[AIM] Skip the pictures. Reproduce all other material exactly.

## START

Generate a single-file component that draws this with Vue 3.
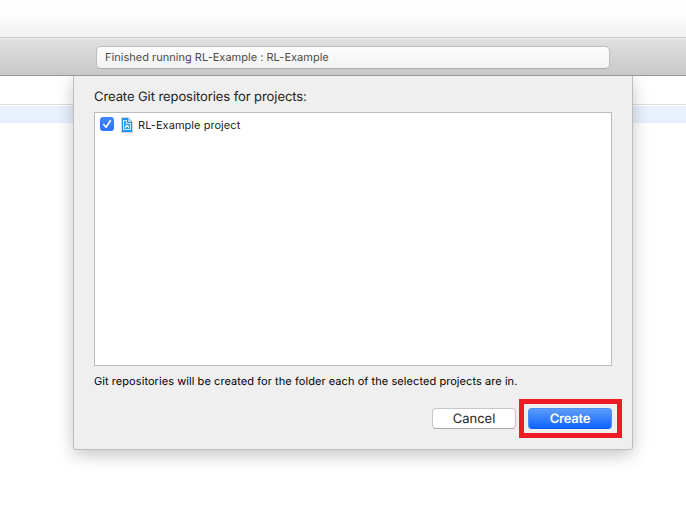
<script setup>
import { ref } from 'vue'

const status = 'Finished running RL-Example : RL-Example'
const projects = ref([{ name: 'RL-Example project', checked: true }])
</script>

<template>
  <div class="window">
    <div class="titlebar"></div>
    <div class="toolbar">
      <div class="status"><span class="status-text">{{ status }}</span></div>
    </div>
    <div class="editor">
      <div class="tab-row"></div>
      <div class="selected-row"></div>
      <div class="sheet-clip">
        <section class="sheet">
          <h1 class="heading"><span>Create Git repositories for projects:</span></h1>
          <div class="list">
            <div v-for="p in projects" :key="p.name" class="row" @click="p.checked = !p.checked">
              <span class="check" :class="{ on: p.checked }">
                <svg v-if="p.checked" width="14" height="14" viewBox="0 0 14 14">
                  <path d="M3.7 7.5 6.1 10.2 10.4 3.7" fill="none" stroke="#fff" stroke-width="1.6" stroke-linecap="round" stroke-linejoin="round" />
                </svg>
              </span>
              <svg class="file" width="12" height="16" viewBox="0 0 12 16">
                <path d="M0 0H7.5L12 4.5V16H0Z" fill="#c9d3d9" />
                <path d="M1 1H7L11 5V15H1Z" fill="#1f97ee" />
                <path d="M7 1V5H11Z" fill="#9bd6f7" />
                <path d="M2 3H6V6H10V13H2Z" fill="#c9ebfd" />
                <path d="M3 4H5V7H9V12H3Z" fill="#2fa4f3" />
                <path d="M4 11V9.5L5.3 8H6.7L8 9.5V11H7V10H5V11Z" fill="#e6f6ff" />
              </svg>
              <span class="project-name">{{ p.name }}</span>
            </div>
          </div>
          <p class="note"><span>Git repositories will be created for the folder each of the selected projects are in.</span></p>
          <footer class="actions">
            <button class="button cancel">Cancel</button>
            <div class="highlight">
              <button class="button create">Create</button>
            </div>
          </footer>
        </section>
      </div>
    </div>
  </div>
</template>

<style>
body {
  margin: 0;
  background: #fff;
}
</style>

<style scoped>
* {
  box-sizing: border-box;
}
.window {
  width: 686px;
  height: 506px;
  display: flex;
  flex-direction: column;
  overflow: hidden;
  background: #fff;
  font-family: Inter, "Liberation Sans", sans-serif;
  text-rendering: geometricPrecision;
  color: #222;
}
.titlebar {
  height: 38px;
  flex: none;
  background: linear-gradient(#fff, #fdfdfd 40%, #f1f1f1);
  border-bottom: 1px solid #c6c6c6;
}
.toolbar {
  height: 38px;
  flex: none;
  display: flex;
  align-items: flex-start;
  padding: 7px 76px 0 96px;
  background: linear-gradient(#e0e0e0, #c8c8c8);
  border-top: 1px solid #f0f0f0;
  border-bottom: 1px solid #999;
}
.status {
  flex: 1;
  height: 23px;
  padding-left: 8px;
  border: 1px solid #bdbdbd;
  border-bottom-color: #aaa;
  border-radius: 5px;
  background: linear-gradient(#fdfdfd, #f2f2f2);
  font-size: 11px;
  line-height: 21px;
  color: #4b4b4b;
  white-space: nowrap;
}
.status-text {
  letter-spacing: 0.02px;
}
.editor {
  position: relative;
  flex: 1;
}
.tab-row {
  height: 29px;
  border-bottom: 1px solid #dedede;
}
.selected-row {
  margin-top: 1px;
  height: 17px;
  background: #e9f1fe;
}
.sheet-clip {
  position: absolute;
  inset: 0;
  overflow: hidden;
  display: flex;
  justify-content: flex-start;
  align-items: flex-start;
  padding-left: 74px;
}
.sheet {
  width: 558px;
  height: 373px;
  padding: 12px 20px 0;
  display: flex;
  flex-direction: column;
  background: #efefef;
  border-radius: 0 0 2px 2px;
  box-shadow: 0 0 0 1px #bdbdbd, 0 5px 18px rgba(0, 0, 0, 0.25);
}
.heading {
  margin: 0;
  height: 24px;
  font-size: 13px;
  font-weight: 400;
  line-height: 18px;
  letter-spacing: -0.08px;
  white-space: nowrap;
}
.list {
  height: 254px;
  flex: none;
  padding: 4px 5px;
  border: 1px solid #bcbcbc;
  background: #fff;
}
.row {
  display: flex;
  align-items: center;
  height: 16px;
  font-size: 11px;
  line-height: 16px;
}
.check {
  width: 14px;
  height: 14px;
  margin-top: -2px;
  border: 1px solid #b5b5b5;
  border-radius: 3px;
}
.check.on {
  border: 0;
  background: linear-gradient(#4187fa, #2f73f6);
}
.check svg {
  display: block;
}
.file {
  margin-left: 7px;
}
.project-name {
  margin-left: 5px;
  letter-spacing: 0.05px;
}
.note {
  margin: 7px 0 0;
  height: 16px;
  font-size: 11px;
  line-height: 16px;
  letter-spacing: 0.064px;
  color: #000;
  white-space: nowrap;
}
.actions {
  display: flex;
  justify-content: flex-end;
  align-items: center;
  gap: 3px;
  margin: 10px -10px 0 0;
  height: 39px;
}
.highlight {
  width: 103px;
  height: 39px;
  padding: 4px 5px 0 4px;
  border: 5px solid #ed1c24;
}
.button {
  display: block;
  width: 84px;
  height: 21px;
  padding: 1px 0 0;
  border-radius: 4px;
  font: 13px/18px Inter, "Liberation Sans", sans-serif;
  text-rendering: geometricPrecision;
  text-align: center;
}
.cancel {
  border: 1px solid #c6c6c6;
  border-bottom-color: #a9a9a9;
  background: #fff;
  color: #222;
}
.create {
  border: 1px solid #4a8df7;
  border-bottom-color: #0c5df0;
  background: linear-gradient(#5c9cf9, #0f64fb);
  color: #fff;
  font-weight: 600;
  letter-spacing: -0.2px;
}
</style>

## END

[RIGHT ANSWER]
Generate a single-file component that draws this with Vue 3.
<script setup>
import { ref } from 'vue'

const status = 'Finished running RL-Example : RL-Example'
const projects = ref([{ name: 'RL-Example project', checked: true }])
</script>

<template>
  <div class="window">
    <div class="titlebar"></div>
    <div class="toolbar">
      <div class="status"><span class="status-text">{{ status }}</span></div>
    </div>
    <div class="editor">
      <div class="tab-row"></div>
      <div class="selected-row"></div>
      <div class="sheet-clip">
        <section class="sheet">
          <h1 class="heading"><span>Create Git repositories for projects:</span></h1>
          <div class="list">
            <div v-for="p in projects" :key="p.name" class="row" @click="p.checked = !p.checked">
              <span class="check" :class="{ on: p.checked }">
                <svg v-if="p.checked" width="14" height="14" viewBox="0 0 14 14">
                  <path d="M3.7 7.5 6.1 10.2 10.4 3.7" fill="none" stroke="#fff" stroke-width="1.6" stroke-linecap="round" stroke-linejoin="round" />
                </svg>
              </span>
              <svg class="file" width="12" height="16" viewBox="0 0 12 16">
                <path d="M0 0H7.5L12 4.5V16H0Z" fill="#c9d3d9" />
                <path d="M1 1H7L11 5V15H1Z" fill="#1f97ee" />
                <path d="M7 1V5H11Z" fill="#9bd6f7" />
                <path d="M2 3H6V6H10V13H2Z" fill="#c9ebfd" />
                <path d="M3 4H5V7H9V12H3Z" fill="#2fa4f3" />
                <path d="M4 11V9.5L5.3 8H6.7L8 9.5V11H7V10H5V11Z" fill="#e6f6ff" />
              </svg>
              <span class="project-name">{{ p.name }}</span>
            </div>
          </div>
          <p class="note"><span>Git repositories will be created for the folder each of the selected projects are in.</span></p>
          <footer class="actions">
            <button class="button cancel">Cancel</button>
            <div class="highlight">
              <button class="button create">Create</button>
            </div>
          </footer>
        </section>
      </div>
    </div>
  </div>
</template>

<style>
body {
  margin: 0;
  background: #fff;
}
</style>

<style scoped>
* {
  box-sizing: border-box;
}
.window {
  width: 686px;
  height: 506px;
  display: flex;
  flex-direction: column;
  overflow: hidden;
  background: #fff;
  font-family: Inter, "Liberation Sans", sans-serif;
  text-rendering: geometricPrecision;
  color: #222;
}
.titlebar {
  height: 38px;
  flex: none;
  background: linear-gradient(#fff, #fdfdfd 40%, #f1f1f1);
  border-bottom: 1px solid #c6c6c6;
}
.toolbar {
  height: 38px;
  flex: none;
  display: flex;
  align-items: flex-start;
  padding: 7px 76px 0 96px;
  background: linear-gradient(#e0e0e0, #c8c8c8);
  border-top: 1px solid #f0f0f0;
  border-bottom: 1px solid #999;
}
.status {
  flex: 1;
  height: 23px;
  padding-left: 8px;
  border: 1px solid #bdbdbd;
  border-bottom-color: #aaa;
  border-radius: 5px;
  background: linear-gradient(#fdfdfd, #f2f2f2);
  font-size: 11px;
  line-height: 21px;
  color: #4b4b4b;
  white-space: nowrap;
}
.status-text {
  letter-spacing: 0.02px;
}
.editor {
  position: relative;
  flex: 1;
}
.tab-row {
  height: 29px;
  border-bottom: 1px solid #dedede;
}
.selected-row {
  margin-top: 1px;
  height: 17px;
  background: #e9f1fe;
}
.sheet-clip {
  position: absolute;
  inset: 0;
  overflow: hidden;
  display: flex;
  justify-content: flex-start;
  align-items: flex-start;
  padding-left: 74px;
}
.sheet {
  width: 558px;
  height: 373px;
  padding: 12px 20px 0;
  display: flex;
  flex-direction: column;
  background: #efefef;
  border-radius: 0 0 2px 2px;
  box-shadow: 0 0 0 1px #bdbdbd, 0 5px 18px rgba(0, 0, 0, 0.25);
}
.heading {
  margin: 0;
  height: 24px;
  font-size: 13px;
  font-weight: 400;
  line-height: 18px;
  letter-spacing: -0.08px;
  white-space: nowrap;
}
.list {
  height: 254px;
  flex: none;
  padding: 4px 5px;
  border: 1px solid #bcbcbc;
  background: #fff;
}
.row {
  display: flex;
  align-items: center;
  height: 16px;
  font-size: 11px;
  line-height: 16px;
}
.check {
  width: 14px;
  height: 14px;
  margin-top: -2px;
  border: 1px solid #b5b5b5;
  border-radius: 3px;
}
.check.on {
  border: 0;
  background: linear-gradient(#4187fa, #2f73f6);
}
.check svg {
  display: block;
}
.file {
  margin-left: 7px;
}
.project-name {
  margin-left: 5px;
  letter-spacing: 0.05px;
}
.note {
  margin: 7px 0 0;
  height: 16px;
  font-size: 11px;
  line-height: 16px;
  letter-spacing: 0.064px;
  color: #000;
  white-space: nowrap;
}
.actions {
  display: flex;
  justify-content: flex-end;
  align-items: center;
  gap: 3px;
  margin: 10px -10px 0 0;
  height: 39px;
}
.highlight {
  width: 103px;
  height: 39px;
  padding: 4px 5px 0 4px;
  border: 5px solid #ed1c24;
}
.button {
  display: block;
  width: 84px;
  height: 21px;
  padding: 1px 0 0;
  border-radius: 4px;
  font: 13px/18px Inter, "Liberation Sans", sans-serif;
  text-rendering: geometricPrecision;
  text-align: center;
}
.cancel {
  border: 1px solid #c6c6c6;
  border-bottom-color: #a9a9a9;
  background: #fff;
  color: #222;
}
.create {
  border: 1px solid #4a8df7;
  border-bottom-color: #0c5df0;
  background: linear-gradient(#5c9cf9, #0f64fb);
  color: #fff;
  font-weight: 600;
  letter-spacing: -0.2px;
}
</style>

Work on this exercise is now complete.